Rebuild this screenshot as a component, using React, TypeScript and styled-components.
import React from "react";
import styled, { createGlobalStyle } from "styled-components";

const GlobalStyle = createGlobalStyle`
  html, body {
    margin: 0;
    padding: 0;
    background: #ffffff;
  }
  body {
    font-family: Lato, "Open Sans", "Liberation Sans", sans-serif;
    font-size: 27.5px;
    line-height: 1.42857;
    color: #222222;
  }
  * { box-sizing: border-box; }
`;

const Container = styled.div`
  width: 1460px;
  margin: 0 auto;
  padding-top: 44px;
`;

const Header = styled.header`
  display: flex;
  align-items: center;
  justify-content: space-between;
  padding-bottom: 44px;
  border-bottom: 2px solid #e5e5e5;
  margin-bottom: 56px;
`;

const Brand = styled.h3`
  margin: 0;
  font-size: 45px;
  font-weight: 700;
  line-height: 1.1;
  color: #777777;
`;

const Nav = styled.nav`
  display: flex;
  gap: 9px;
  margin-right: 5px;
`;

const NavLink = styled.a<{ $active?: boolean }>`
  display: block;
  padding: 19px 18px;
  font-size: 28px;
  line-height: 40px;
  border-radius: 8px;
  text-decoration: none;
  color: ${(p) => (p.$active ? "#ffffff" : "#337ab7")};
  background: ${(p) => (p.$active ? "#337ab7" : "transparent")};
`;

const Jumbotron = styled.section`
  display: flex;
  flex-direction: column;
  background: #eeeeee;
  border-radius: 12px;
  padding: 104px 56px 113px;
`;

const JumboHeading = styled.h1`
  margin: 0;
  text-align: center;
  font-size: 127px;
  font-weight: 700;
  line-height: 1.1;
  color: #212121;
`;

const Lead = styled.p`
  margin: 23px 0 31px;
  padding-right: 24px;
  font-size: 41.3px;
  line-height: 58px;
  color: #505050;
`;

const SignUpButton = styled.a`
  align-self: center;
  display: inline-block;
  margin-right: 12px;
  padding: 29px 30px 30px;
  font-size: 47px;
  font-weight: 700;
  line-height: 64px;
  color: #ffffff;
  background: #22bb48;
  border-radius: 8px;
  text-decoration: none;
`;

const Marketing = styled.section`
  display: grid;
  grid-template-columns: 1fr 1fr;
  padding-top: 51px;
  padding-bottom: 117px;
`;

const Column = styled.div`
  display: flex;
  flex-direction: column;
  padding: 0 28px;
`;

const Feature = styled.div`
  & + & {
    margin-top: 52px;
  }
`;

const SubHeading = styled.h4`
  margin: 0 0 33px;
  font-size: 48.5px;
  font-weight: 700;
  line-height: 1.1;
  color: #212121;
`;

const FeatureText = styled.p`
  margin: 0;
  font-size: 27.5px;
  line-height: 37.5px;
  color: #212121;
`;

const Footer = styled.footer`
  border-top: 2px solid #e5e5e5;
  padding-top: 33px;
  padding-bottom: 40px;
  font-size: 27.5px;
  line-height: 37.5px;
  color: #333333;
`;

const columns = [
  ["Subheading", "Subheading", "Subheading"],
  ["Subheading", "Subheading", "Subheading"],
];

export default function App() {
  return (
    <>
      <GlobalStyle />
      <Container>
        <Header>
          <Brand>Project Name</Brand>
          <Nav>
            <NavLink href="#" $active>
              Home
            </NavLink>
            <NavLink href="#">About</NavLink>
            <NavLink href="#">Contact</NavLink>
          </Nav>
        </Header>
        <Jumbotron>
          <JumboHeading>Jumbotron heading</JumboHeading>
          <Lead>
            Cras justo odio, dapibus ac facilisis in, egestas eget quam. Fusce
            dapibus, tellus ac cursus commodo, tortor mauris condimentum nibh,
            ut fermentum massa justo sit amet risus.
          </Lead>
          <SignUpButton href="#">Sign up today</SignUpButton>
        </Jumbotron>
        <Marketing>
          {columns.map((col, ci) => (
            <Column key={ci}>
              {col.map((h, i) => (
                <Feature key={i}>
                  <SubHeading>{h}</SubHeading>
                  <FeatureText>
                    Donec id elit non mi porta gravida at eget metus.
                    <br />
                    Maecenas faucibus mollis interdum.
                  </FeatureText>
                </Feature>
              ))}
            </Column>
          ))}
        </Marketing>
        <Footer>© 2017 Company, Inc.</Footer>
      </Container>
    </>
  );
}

# JOB
All of the data must be returned exactly.

# OUTPUT FOR THIS TASK
Rebuild this screenshot as a component, using React, TypeScript and styled-components.
import React from "react";
import styled, { createGlobalStyle } from "styled-components";

const GlobalStyle = createGlobalStyle`
  html, body {
    margin: 0;
    padding: 0;
    background: #ffffff;
  }
  body {
    font-family: Lato, "Open Sans", "Liberation Sans", sans-serif;
    font-size: 27.5px;
    line-height: 1.42857;
    color: #222222;
  }
  * { box-sizing: border-box; }
`;

const Container = styled.div`
  width: 1460px;
  margin: 0 auto;
  padding-top: 44px;
`;

const Header = styled.header`
  display: flex;
  align-items: center;
  justify-content: space-between;
  padding-bottom: 44px;
  border-bottom: 2px solid #e5e5e5;
  margin-bottom: 56px;
`;

const Brand = styled.h3`
  margin: 0;
  font-size: 45px;
  font-weight: 700;
  line-height: 1.1;
  color: #777777;
`;

const Nav = styled.nav`
  display: flex;
  gap: 9px;
  margin-right: 5px;
`;

const NavLink = styled.a<{ $active?: boolean }>`
  display: block;
  padding: 19px 18px;
  font-size: 28px;
  line-height: 40px;
  border-radius: 8px;
  text-decoration: none;
  color: ${(p) => (p.$active ? "#ffffff" : "#337ab7")};
  background: ${(p) => (p.$active ? "#337ab7" : "transparent")};
`;

const Jumbotron = styled.section`
  display: flex;
  flex-direction: column;
  background: #eeeeee;
  border-radius: 12px;
  padding: 104px 56px 113px;
`;

const JumboHeading = styled.h1`
  margin: 0;
  text-align: center;
  font-size: 127px;
  font-weight: 700;
  line-height: 1.1;
  color: #212121;
`;

const Lead = styled.p`
  margin: 23px 0 31px;
  padding-right: 24px;
  font-size: 41.3px;
  line-height: 58px;
  color: #505050;
`;

const SignUpButton = styled.a`
  align-self: center;
  display: inline-block;
  margin-right: 12px;
  padding: 29px 30px 30px;
  font-size: 47px;
  font-weight: 700;
  line-height: 64px;
  color: #ffffff;
  background: #22bb48;
  border-radius: 8px;
  text-decoration: none;
`;

const Marketing = styled.section`
  display: grid;
  grid-template-columns: 1fr 1fr;
  padding-top: 51px;
  padding-bottom: 117px;
`;

const Column = styled.div`
  display: flex;
  flex-direction: column;
  padding: 0 28px;
`;

const Feature = styled.div`
  & + & {
    margin-top: 52px;
  }
`;

const SubHeading = styled.h4`
  margin: 0 0 33px;
  font-size: 48.5px;
  font-weight: 700;
  line-height: 1.1;
  color: #212121;
`;

const FeatureText = styled.p`
  margin: 0;
  font-size: 27.5px;
  line-height: 37.5px;
  color: #212121;
`;

const Footer = styled.footer`
  border-top: 2px solid #e5e5e5;
  padding-top: 33px;
  padding-bottom: 40px;
  font-size: 27.5px;
  line-height: 37.5px;
  color: #333333;
`;

const columns = [
  ["Subheading", "Subheading", "Subheading"],
  ["Subheading", "Subheading", "Subheading"],
];

export default function App() {
  return (
    <>
      <GlobalStyle />
      <Container>
        <Header>
          <Brand>Project Name</Brand>
          <Nav>
            <NavLink href="#" $active>
              Home
            </NavLink>
            <NavLink href="#">About</NavLink>
            <NavLink href="#">Contact</NavLink>
          </Nav>
        </Header>
        <Jumbotron>
          <JumboHeading>Jumbotron heading</JumboHeading>
          <Lead>
            Cras justo odio, dapibus ac facilisis in, egestas eget quam. Fusce
            dapibus, tellus ac cursus commodo, tortor mauris condimentum nibh,
            ut fermentum massa justo sit amet risus.
          </Lead>
          <SignUpButton href="#">Sign up today</SignUpButton>
        </Jumbotron>
        <Marketing>
          {columns.map((col, ci) => (
            <Column key={ci}>
              {col.map((h, i) => (
                <Feature key={i}>
                  <SubHeading>{h}</SubHeading>
                  <FeatureText>
                    Donec id elit non mi porta gravida at eget metus.
                    <br />
                    Maecenas faucibus mollis interdum.
                  </FeatureText>
                </Feature>
              ))}
            </Column>
          ))}
        </Marketing>
        <Footer>© 2017 Company, Inc.</Footer>
      </Container>
    </>
  );
}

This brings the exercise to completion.